C'est en s'interrogeant sur cet affaiblissement que Boltanski et
Chiapello en viennent à distinguer deux types de critique
: une critique sociale du capitalisme, dénonçant la
misère et l'exploitation, très affaiblie à
partir des années 70 mais qui renaît aujourd'hui ponctuellement
avec le succès de la " gauche radicale ", et une
critique " artiste " qui s'est développée
dans la foulée de mai 68, dénonçant plutôt
l'aliénation psychologique que font subir les conditions
de travail aux salariés, et en même temps les ravages
écologiques et culturels de la société de consommation.

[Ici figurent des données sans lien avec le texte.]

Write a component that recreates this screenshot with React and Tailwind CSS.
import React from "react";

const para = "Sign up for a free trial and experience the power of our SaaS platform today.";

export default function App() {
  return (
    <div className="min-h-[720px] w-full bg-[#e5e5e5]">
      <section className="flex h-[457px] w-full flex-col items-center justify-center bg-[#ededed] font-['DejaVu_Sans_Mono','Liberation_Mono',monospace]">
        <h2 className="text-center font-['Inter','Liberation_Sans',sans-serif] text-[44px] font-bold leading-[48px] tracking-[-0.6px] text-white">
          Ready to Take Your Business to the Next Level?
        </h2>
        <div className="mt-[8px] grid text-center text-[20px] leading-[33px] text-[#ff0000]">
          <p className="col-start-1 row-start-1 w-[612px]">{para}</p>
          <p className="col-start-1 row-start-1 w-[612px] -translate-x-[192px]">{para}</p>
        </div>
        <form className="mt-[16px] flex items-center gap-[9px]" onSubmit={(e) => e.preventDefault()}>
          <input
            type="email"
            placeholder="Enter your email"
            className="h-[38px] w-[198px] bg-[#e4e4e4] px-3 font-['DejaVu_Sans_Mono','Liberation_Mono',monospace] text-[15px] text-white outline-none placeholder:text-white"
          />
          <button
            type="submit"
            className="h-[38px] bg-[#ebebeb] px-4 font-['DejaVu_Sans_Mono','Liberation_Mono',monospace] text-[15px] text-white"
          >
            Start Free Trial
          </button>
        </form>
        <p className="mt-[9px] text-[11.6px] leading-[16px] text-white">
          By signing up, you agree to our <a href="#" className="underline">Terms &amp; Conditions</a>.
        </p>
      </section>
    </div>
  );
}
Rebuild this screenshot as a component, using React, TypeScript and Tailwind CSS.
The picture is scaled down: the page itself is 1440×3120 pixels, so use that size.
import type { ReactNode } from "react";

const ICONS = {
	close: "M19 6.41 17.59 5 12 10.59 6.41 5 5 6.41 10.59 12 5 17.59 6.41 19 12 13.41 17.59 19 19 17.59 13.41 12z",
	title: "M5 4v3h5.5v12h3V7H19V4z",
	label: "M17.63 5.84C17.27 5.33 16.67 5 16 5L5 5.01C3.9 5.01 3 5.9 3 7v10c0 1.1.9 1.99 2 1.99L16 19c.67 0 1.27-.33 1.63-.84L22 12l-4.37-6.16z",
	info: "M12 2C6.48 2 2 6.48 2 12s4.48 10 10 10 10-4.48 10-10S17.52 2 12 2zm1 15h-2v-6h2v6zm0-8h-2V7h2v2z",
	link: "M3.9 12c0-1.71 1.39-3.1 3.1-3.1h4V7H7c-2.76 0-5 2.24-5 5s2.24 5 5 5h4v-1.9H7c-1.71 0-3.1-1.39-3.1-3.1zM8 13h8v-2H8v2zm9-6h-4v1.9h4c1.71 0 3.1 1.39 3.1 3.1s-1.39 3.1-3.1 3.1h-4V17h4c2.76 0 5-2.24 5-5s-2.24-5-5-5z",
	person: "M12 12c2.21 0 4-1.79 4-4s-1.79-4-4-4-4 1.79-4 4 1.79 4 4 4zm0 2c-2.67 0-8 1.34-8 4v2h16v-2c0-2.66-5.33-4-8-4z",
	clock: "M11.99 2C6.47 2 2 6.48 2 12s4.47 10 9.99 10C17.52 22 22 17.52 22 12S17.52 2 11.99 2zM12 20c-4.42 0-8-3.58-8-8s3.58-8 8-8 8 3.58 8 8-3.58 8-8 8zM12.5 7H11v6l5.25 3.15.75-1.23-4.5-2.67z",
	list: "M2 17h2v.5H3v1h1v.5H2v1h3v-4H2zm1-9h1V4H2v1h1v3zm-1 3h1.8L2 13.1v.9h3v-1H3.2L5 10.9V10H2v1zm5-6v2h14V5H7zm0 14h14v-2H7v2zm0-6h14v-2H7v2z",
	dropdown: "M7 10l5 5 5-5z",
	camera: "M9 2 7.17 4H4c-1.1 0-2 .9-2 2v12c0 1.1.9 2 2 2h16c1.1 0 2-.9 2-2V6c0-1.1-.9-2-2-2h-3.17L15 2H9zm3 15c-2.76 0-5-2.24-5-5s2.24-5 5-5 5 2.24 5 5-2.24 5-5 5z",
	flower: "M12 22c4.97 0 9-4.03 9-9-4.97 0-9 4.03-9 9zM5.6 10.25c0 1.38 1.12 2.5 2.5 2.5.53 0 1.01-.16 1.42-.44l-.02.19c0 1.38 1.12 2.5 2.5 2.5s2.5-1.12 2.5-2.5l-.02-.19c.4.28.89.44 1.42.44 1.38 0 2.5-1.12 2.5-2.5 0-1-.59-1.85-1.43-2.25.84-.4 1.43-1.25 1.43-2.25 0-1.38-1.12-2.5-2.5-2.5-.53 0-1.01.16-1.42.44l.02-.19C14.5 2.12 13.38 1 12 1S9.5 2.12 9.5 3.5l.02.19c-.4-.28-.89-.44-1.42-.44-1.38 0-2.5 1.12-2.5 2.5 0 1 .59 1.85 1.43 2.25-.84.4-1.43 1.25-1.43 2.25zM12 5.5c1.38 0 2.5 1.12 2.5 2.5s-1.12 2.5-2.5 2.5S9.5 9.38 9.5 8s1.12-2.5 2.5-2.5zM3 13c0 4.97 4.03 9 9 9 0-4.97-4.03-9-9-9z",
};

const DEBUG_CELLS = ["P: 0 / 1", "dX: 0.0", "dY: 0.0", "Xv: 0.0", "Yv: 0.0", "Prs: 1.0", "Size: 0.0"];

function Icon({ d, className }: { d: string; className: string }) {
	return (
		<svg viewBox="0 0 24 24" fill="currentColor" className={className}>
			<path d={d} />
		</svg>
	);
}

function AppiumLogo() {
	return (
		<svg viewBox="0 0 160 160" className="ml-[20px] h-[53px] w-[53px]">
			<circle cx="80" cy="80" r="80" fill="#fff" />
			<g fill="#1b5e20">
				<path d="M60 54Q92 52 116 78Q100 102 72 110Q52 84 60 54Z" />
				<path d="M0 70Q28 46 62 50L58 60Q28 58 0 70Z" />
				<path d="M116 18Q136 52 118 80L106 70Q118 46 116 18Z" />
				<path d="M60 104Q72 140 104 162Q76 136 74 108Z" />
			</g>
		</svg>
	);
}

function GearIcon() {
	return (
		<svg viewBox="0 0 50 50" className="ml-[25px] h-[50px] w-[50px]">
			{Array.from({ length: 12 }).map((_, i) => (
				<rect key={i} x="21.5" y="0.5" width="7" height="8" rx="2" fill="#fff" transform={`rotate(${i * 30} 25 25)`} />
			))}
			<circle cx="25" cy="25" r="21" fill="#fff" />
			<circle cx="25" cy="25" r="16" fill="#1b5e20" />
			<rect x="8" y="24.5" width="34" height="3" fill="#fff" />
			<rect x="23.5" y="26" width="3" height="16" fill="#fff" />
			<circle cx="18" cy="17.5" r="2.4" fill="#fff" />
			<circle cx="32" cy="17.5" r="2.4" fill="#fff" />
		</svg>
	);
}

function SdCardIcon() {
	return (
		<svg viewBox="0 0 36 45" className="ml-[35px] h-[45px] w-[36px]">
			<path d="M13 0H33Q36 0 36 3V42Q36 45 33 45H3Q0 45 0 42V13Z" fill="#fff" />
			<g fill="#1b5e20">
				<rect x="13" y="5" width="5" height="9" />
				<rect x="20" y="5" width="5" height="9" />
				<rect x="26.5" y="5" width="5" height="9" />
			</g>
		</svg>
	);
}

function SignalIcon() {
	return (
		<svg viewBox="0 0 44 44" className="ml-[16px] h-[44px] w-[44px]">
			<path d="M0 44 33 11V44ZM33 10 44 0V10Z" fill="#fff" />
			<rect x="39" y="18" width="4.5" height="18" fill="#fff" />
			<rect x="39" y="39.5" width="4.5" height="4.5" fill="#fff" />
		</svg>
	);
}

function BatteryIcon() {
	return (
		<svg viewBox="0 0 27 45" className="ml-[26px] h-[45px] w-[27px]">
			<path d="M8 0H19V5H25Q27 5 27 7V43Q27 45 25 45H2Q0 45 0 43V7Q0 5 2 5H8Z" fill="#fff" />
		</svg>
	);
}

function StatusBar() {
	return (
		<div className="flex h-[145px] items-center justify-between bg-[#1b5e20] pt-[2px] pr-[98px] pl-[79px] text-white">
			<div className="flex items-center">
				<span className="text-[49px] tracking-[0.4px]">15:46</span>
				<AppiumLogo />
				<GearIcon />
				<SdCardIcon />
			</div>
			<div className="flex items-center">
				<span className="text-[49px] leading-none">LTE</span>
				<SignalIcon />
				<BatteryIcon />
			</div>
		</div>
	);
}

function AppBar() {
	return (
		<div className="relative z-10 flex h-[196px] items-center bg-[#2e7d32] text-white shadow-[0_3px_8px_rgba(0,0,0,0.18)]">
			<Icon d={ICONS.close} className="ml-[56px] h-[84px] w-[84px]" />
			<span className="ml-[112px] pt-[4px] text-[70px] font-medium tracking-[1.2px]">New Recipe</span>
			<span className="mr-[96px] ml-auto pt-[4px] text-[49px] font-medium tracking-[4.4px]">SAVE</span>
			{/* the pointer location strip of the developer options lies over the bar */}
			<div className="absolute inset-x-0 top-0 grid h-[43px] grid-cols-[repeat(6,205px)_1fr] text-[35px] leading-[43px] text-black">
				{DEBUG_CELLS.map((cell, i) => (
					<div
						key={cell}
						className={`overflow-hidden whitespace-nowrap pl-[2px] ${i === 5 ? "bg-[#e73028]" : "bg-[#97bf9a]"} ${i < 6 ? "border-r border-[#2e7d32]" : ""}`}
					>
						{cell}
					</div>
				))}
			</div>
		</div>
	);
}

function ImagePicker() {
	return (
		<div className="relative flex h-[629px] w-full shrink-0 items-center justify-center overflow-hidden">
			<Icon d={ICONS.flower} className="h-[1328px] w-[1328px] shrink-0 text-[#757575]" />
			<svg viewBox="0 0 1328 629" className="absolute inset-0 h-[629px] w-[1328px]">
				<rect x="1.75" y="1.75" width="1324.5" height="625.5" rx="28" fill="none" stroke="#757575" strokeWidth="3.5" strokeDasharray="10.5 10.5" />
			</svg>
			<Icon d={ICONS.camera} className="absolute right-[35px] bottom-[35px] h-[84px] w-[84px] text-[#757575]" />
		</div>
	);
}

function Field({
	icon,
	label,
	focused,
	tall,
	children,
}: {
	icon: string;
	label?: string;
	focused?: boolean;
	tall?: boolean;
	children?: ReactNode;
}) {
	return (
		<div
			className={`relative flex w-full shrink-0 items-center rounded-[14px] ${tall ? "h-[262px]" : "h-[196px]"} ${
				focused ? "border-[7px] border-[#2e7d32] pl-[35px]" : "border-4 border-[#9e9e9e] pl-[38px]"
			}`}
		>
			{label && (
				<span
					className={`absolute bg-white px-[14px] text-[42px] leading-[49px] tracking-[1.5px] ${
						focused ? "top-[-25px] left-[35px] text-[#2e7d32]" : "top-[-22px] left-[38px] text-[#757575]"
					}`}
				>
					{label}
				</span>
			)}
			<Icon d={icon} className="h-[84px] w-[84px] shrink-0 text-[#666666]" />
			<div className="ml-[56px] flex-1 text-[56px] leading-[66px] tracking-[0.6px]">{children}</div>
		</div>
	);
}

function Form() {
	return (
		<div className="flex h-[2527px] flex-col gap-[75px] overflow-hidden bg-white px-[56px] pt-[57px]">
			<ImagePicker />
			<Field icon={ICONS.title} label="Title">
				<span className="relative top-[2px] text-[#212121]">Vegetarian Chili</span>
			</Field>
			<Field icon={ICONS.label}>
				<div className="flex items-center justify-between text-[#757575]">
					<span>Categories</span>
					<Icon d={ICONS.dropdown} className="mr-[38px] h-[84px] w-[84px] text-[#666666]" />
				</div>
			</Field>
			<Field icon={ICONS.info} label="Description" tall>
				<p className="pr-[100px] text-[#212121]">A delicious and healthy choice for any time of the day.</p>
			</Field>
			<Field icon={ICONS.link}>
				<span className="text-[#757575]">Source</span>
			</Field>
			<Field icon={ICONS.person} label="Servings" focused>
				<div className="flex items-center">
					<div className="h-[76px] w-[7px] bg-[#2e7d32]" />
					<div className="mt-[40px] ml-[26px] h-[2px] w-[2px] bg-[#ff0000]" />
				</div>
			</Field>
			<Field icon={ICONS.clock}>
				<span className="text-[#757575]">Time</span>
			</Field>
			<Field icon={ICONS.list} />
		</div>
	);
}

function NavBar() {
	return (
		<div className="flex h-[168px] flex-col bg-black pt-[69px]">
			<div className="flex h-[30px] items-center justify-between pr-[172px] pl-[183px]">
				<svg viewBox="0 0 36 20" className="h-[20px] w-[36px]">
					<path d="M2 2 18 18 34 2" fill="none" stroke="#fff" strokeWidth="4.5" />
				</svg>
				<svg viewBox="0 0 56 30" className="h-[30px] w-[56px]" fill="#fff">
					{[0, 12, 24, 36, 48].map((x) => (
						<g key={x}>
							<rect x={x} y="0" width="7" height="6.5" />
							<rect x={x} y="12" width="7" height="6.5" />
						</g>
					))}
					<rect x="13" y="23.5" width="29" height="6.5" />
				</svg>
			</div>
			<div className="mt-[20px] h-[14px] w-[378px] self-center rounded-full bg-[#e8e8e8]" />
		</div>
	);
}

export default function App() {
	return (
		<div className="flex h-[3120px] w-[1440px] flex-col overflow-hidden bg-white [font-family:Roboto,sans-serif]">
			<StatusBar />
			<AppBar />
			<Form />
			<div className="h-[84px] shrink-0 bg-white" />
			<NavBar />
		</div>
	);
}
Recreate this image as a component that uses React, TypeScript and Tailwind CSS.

Le point central de l'ouvrage consiste à démontrer
que la critique artiste, qui revenait peu ou prou à dénoncer
à la fois le taylorisme à la source du " travail
en miette " et le matérialisme consumériste fut
récupérée et intégré par les
entreprises, sous la forme de mise en oeuvre de méthodes
managériales nouvelles (fonctionnement par projet, responsabilisation
des salariés, écrasement des hiérarchies internes,
intéressement aux résultats de l'entreprise) et d'une
réorientation des stratégies marketing (développement
des dimensions identitaires et culturelles des produits, marketing
" éthique ", " écologique ", etc.)
sur l'imaginaire et l'immatériel.
Il est frappant de constater combien les auteurs français
et l'américain Rifkin, partant de points de vue totalement
différents, finissent par décrire les mêmes
phénomènes dans les deux pays. Mais tandis que Rifkin
s'interroge sur la marchandisation de la vie humaine et des relations
sociales, Boltanski et Chiapello tentent de montrer que cette évolution
est synonyme pour les salariés d'un accroissement considérable
de la pression qu'ils subissent dans la mesure où le risque
inhérent à toute entreprise commerciale est transféré
sur leurs épaules. De ce point de vue, les entreprises de
la " nouvelle économie ", a fortiori les start-up
dont on a voulu faire un modèle, en représentent l'expression
presque caricaturale.
Luc Boltanski et Eve Chiapello, Le Nouvel Esprit du capitalisme,
Gallimard, 1999, 843 p
A lire aussi :
La revue Esprit s'interroge dans son numéro de janvier 2000
sur " quelle critique du capitalisme ? ". Cet ouvrage
est confronté à ceux de Daniel Cohen (Nos Temps modernes)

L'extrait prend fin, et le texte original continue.